Task description
Read the lines below and count those that have the word "styles". Respond with the number only.

Material provided
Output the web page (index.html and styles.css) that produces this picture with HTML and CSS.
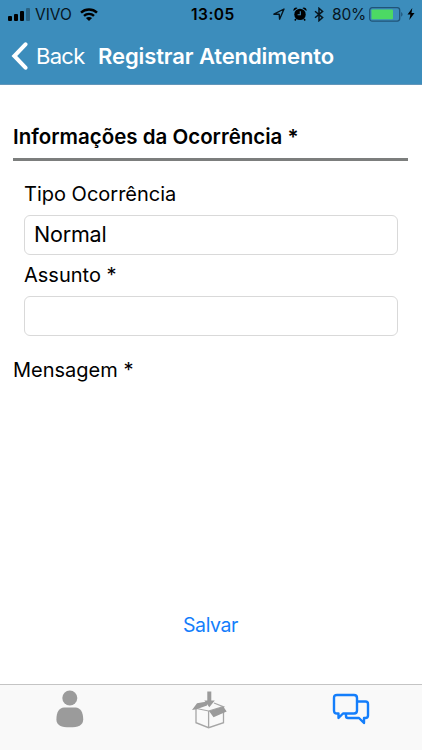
FILE: index.html
```html
<!DOCTYPE html>
<html lang="pt-BR">
<head>
    <meta charset="UTF-8">
    <meta name="viewport" content="width=device-width, initial-scale=1.0">
    <title>Registrar Atendimento</title>
    <link rel="stylesheet" href="styles.css">
</head>
<body>
    <header class="header">
        <div class="status-bar">
            <div class="status-left">
                <svg width="22" height="13" viewBox="0 0 22 13">
                    <rect x="0" y="8" width="4" height="5" rx="1"/>
                    <rect x="6" y="6" width="4" height="7" rx="1"/>
                    <rect x="12" y="3" width="4" height="10" rx="1"/>
                    <rect x="18" y="0" width="4" height="13" rx="1" opacity="0.3"/>
                </svg>
                <span class="carrier">VIVO</span>
                <svg width="18" height="13" viewBox="0 0 18 13">
                    <path d="M1 4.6C5.4 0.4 12.6 0.4 17 4.6M4 7.9c2.8-2.7 7.2-2.7 10 0" fill="none" stroke="#000" stroke-width="2.4"/>
                    <path d="M9 13L5.9 10.1c1.7-1.6 4.5-1.6 6.2 0z"/>
                </svg>
            </div>
            <span class="clock">13:05</span>
            <div class="status-right">
                <svg width="12" height="12" viewBox="0 0 12 12">
                    <path d="M0.9 6.2L11 1 6.6 11.2 6.2 6.2z" fill="none" stroke="#07151e" stroke-width="1.4" stroke-linejoin="round"/>
                </svg>
                <svg class="alarm" width="14" height="14" viewBox="0 0 14 14">
                    <path d="M0.6 3.9A2.6 2.6 0 0 1 4.6 1zM13.4 3.9A2.6 2.6 0 0 0 9.4 1z"/>
                    <circle cx="7" cy="7.4" r="5.7"/>
                    <path d="M3 12l-1.2 1.5M11 12l1.2 1.5" stroke="#000" stroke-width="1.5"/>
                    <path d="M7.3 4.2V7.8H4.6" fill="none" stroke="#3c8dbc" stroke-width="1.1"/>
                </svg>
                <svg class="bluetooth" width="10" height="15" viewBox="0 0 10 15">
                    <path d="M1 4.2L8.6 10.6 5 13.7V1.3L8.6 4.4 1 10.8" fill="none" stroke="#07151e" stroke-width="1.5"/>
                </svg>
                <span class="percent">80%</span>
                <svg width="34" height="15" viewBox="0 0 34 15">
                    <rect x="0.7" y="0.7" width="30" height="13.4" rx="2.5" fill="none" stroke="#205478" stroke-width="1.3"/>
                    <rect x="2.5" y="2.5" width="21.5" height="9.8" rx="0.8" fill="#4cd964"/>
                    <path d="M32.2 5c1.8 0.8 1.8 4 0 4.8z" fill="#205478"/>
                </svg>
                <svg class="bolt" width="8" height="12" viewBox="0 0 8 12">
                    <path d="M5.3 0L0.5 6.6H3.4L2.3 12 7.5 5H4.5z"/>
                </svg>
            </div>
        </div>
        <div class="nav-bar">
            <a class="back" href="#">
                <svg width="18" height="28" viewBox="0 0 18 28">
                    <path d="M14.5 2.3L3.3 14l11.2 11.7" fill="none" stroke="#fff" stroke-width="4" stroke-linecap="round"/>
                </svg>
                <span class="back-label">Back</span>
            </a>
            <h1 class="title">Registrar Atendimento</h1>
        </div>
    </header>

    <main class="content">
        <h2 class="section-title">Informações da Ocorrência *</h2>
        <form class="form">
            <label class="label label-tipo" for="tipo">Tipo Ocorrência</label>
            <input class="field" type="text" id="tipo" value="Normal">
            <label class="label label-assunto" for="assunto">Assunto *</label>
            <input class="field" type="text" id="assunto">
        </form>
        <div class="label message">Mensagem *</div>
        <button class="save" type="button">Salvar</button>
    </main>

    <nav class="tab-bar">
        <a class="tab" href="#">
            <svg width="28" height="39" viewBox="0 0 28 39" fill="#9b9b9b">
                <circle cx="13.8" cy="8" r="7.5"/>
                <path d="M13.8 37.3C5.5 37.3 0.4 35.5 0.4 29.5 0.4 22.5 3.2 17.6 8 17.6h11.6c4.8 0 7.6 4.9 7.6 11.9 0 6-5.100 7.800-13.400 7.800z"/>
            </svg>
        </a>
        <a class="tab tab-box" href="#">
            <svg width="35" height="39" viewBox="0 0 35 39">
                <path d="M4 19V32.7L16.6 37.7 31.5 32.7V17M16.6 21v16.7" fill="none" stroke="#a6a6a6" stroke-width="1.3"/>
                <path d="M4.5 18.5L16.6 21 31.3 16.7 22 13" fill="none" stroke="#a6a6a6" stroke-width="1.2"/>
                <path d="M0 20L5 13.3 15 11.5V15.5L4.5 19.3zM17 21L31.3 16.7 34.7 21.5 21.5 27.3z" fill="#9b9b9b"/>
                <path d="M15.3 1.5h4V10.5h3.5L17.3 17.3 12.3 10.5h3z" fill="#9b9b9b"/>
            </svg>
        </a>
        <a class="tab tab-chat" href="#">
            <svg width="38" height="32" viewBox="0 0 38 32" fill="none" stroke="#147efb" stroke-width="2.4" stroke-linejoin="round">
                <path d="M5 2h17q3 0 3 3V17.5q0 3-3 3H11L6.500 25v-4.500H5Q2 20.500 2 17.500V5Q2 2 5 2z"/>
                <path d="M25 8.500h8.500q2.500 0 2.500 2.500V22.500q0 2.500-2.500 2.500H32v5L27 25H16q-2 0-2-2V20.500"/>
            </svg>
        </a>
    </nav>
</body>
</html>
```
FILE: styles.css
```css
* {
    box-sizing: border-box;
}
body {
    font-family: Inter, "Liberation Sans", sans-serif;
    background-color: #fff;
    color: #000;
    display: flex;
    flex-direction: column;
    height: 100vh;
    margin: 0;
}
svg {
    display: block;
    flex: none;
}
a {
    text-decoration: none;
}
.header {
    height: 85px;
    background-color: #3c8dbc;
    border-bottom: 1px solid #6296ba;
}
.status-bar {
    display: flex;
    align-items: center;
    height: 28px;
    padding: 0 7px 0 8px;
    font-size: 15.5px;
    line-height: 28px;
}
.status-left,
.status-right {
    display: flex;
    align-items: center;
    flex: none;
}
.status-left {
    width: 183px;
}
.carrier {
    width: 50px;
    padding: 1px 0 0 5px;
    color: #07151e;
}
.clock {
    width: 82px;
    padding-top: 1px;
    font-weight: 600;
    letter-spacing: 0.5px;
}
.alarm {
    margin-left: 8px;
}
.bluetooth {
    margin-left: 7px;
}
.percent {
    width: 45px;
    padding: 1px 0 0 8px;
    color: #07151e;
    letter-spacing: -0.2px;
}
.bolt {
    margin-left: 4px;
}
.nav-bar {
    display: flex;
    align-items: center;
    height: 56px;
    padding-left: 11px;
    color: #fff;
}
.back {
    display: flex;
    align-items: center;
    width: 87px;
    color: #fff;
    font-size: 22px;
}
.back-label {
    padding-left: 7px;
    letter-spacing: -0.7px;
}
.title {
    margin: 0;
    font-size: 22px;
    font-weight: 600;
    letter-spacing: -0.1px;
    white-space: nowrap;
}
.content {
    flex: 1;
    display: flex;
    flex-direction: column;
    padding: 37px 14px 0 13px;
}
.section-title {
    height: 39px;
    margin: 0;
    border-bottom: 3px solid #7c7e7d;
    font-size: 20.5px;
    font-weight: 600;
    line-height: 30px;
    white-space: nowrap;
}
.form {
    display: flex;
    flex-direction: column;
    padding: 18px 10px 0 11px;
}
.label {
    font-size: 20px;
    line-height: 31px;
}
.label-tipo {
    height: 36px;
}
.label-assunto {
    height: 41px;
    padding-top: 5px;
}
.field {
    width: 100%;
    height: 40px;
    padding: 0 9px 2px;
    border: 1px solid #d9d9d9;
    border-radius: 6px;
    background: #fff;
    color: #000;
    font-family: inherit;
    font-size: 21.5px;
    letter-spacing: -0.2px;
    outline: none;
}
.message {
    margin-top: 19px;
}
.save {
    align-self: center;
    margin-top: 224px;
    padding: 0;
    border: none;
    background: none;
    color: #147efb;
    font-family: inherit;
    font-size: 19.5px;
    line-height: 30px;
    letter-spacing: -0.4px;
}
.tab-bar {
    display: grid;
    grid-template-columns: repeat(3, 1fr);
    height: 66px;
    padding-top: 5px;
    border-top: 1px solid #c4c4c4;
    background-color: #f9f9f9;
}
.tab {
    display: flex;
    align-items: flex-start;
    justify-content: center;
}
.tab-box {
    padding-right: 3px;
}
.tab-chat {
    padding: 3px 2px 0 0;
}
```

Task answer
3